How many prompts should I generate at once?
For solo practice, generate three and pick the one that sparks an immediate image or feeling. For a class or workshop, generate five to eight so each participant gets a different one. Avoid generating too many at once — choice overload can be just as paralyzing as a blank page.
Can I use a prompt from one genre and shift it into another?
Absolutely, and this is one of the most productive exercises you can do. Take a Horror prompt and rewrite it as a Literary Fiction piece — the dread becomes internal rather than supernatural. Genre-switching forces you to isolate which elements are truly core to the story versus which are genre decoration.
How is this different from a general random story prompt generator?
General prompts often produce situation-based ideas that could belong to any genre. Genre-specific prompts are built around each genre's conventions — a Sci-Fi prompt might hinge on technology or isolation in space, while a Mystery prompt will typically involve a puzzle, a secret, or a hidden motive.

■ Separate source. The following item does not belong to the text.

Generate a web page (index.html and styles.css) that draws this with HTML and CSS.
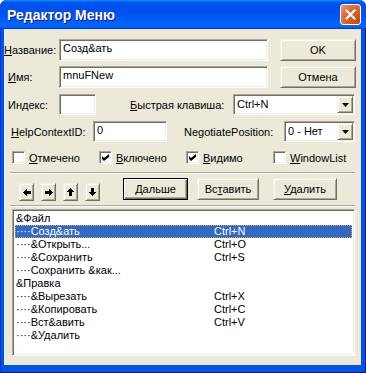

The specificity makes them much faster to act on.
What if I don't like any of the prompts I generate?
Generate again — the pool is large enough that you'll get a meaningfully different set. If you consistently dislike prompts in a genre, that's useful signal: try an adjacent genre (Thriller if Mystery isn't clicking, Sci-Fi if Fantasy feels too broad). You can also use a disliked prompt as a constraint — sometimes writing against your instincts produces the most interesting results.
Are these prompts suitable for younger or student writers?
The prompts are written to be usable across skill levels. Horror prompts lean toward suspense and atmosphere rather than graphic content. Romance prompts focus on emotional stakes. If you're using this in a classroom, preview the prompts in your chosen genre first, though most are appropriate for secondary school and above.